Of the two Hoosier writers, it is Lockridge whom we might have expected to lead his dramatis personae with a sum of money. Vonnegut, a child of comfortable circumstance, came from a clan that seems to have used its money—transferred from the family hardware business to a generation of professionals and thence to the author and his peers—wisely and modestly. But money—first a sudden torrent and then its alarmingly quick evaporation—was a big factor in the final roiling months of Ross Lockridge’s life. Awarded a fat publisher’s advance, additional cash from Book of the Month Club rights, and a $150,000 prize from MGM when it optioned the movie rights, the young writer had more of it than any novelist would dare to imagine in 1947; by the following year, mounting family expenses and the good offices of the Internal Revenue Service were quickly returning him to the meager means he had known as an assistant professor of English. Too, while Vonnegut’s earlier works, especially Player Piano, had sliced clinically into the American class system, Lockridge’s previous extensive writing project suggested much rawer resentments: his epic poem, “The Dream of the Flesh of Iron”—written during the Depression and left unpublished—brims with unrestrained jabs against “the fat bosses and the capitalists” whose greed brought working people to their knees.

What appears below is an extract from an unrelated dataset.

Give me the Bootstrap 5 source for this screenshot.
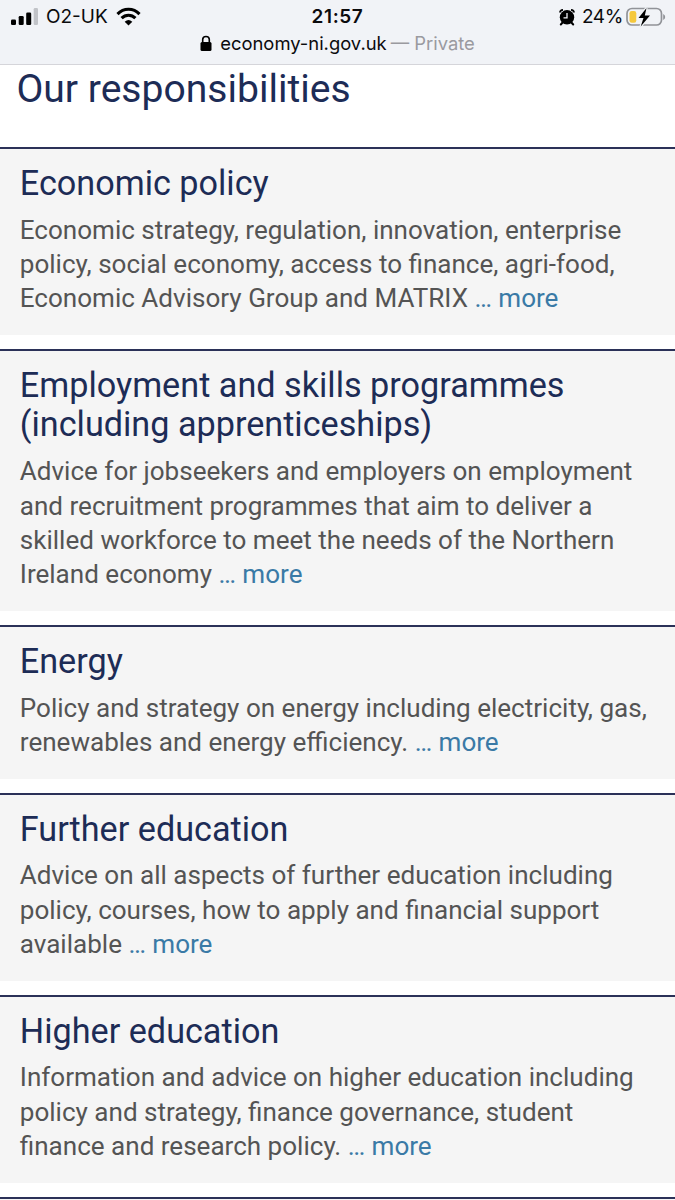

But while Lockridge continued to make clear his opinion of Gilded-Age capitalism, Raintree County keeps striking for something deeper, more fundamental—something represented in the figure of that unfound raintree said to grow on an island in the untamed thicket that endured at the heart of Raintree County’s boxes within boxes. Hero Johnny Shawnessy longs to “hear the words before the words became history,” that is, to return to an intuitive, nonverbal understanding of the connection of people to one another and to a place. Eliot Rosewater, prompted by his psychoanalyst to make a similar move, can only talk about American history—Thorsten Veblen, Samuel Gompers, Alexander Hamilton—anyone connected to the “oppression [or defense] of oddballs or the poor” (33, 96). His personal epiphany is simple: give away the family fortune, and in the process learn “to love people who have no use” (264) as his idol—and eventually, biggest fan—the science fiction writer Kilgore Trout, puts it at the story’s end.

Perhaps it’s appropriate that it’s a fantasy writer, after all, who articulates Rosewater’s mission vis à vis that “sum of money” that vies to be the story’s “leading character.” After all, the historical record—in Indiana or elsewhere in this nation—furnishes scant evidence to reassure anyone yearning to believe that such a mission might succeed, here in the real world.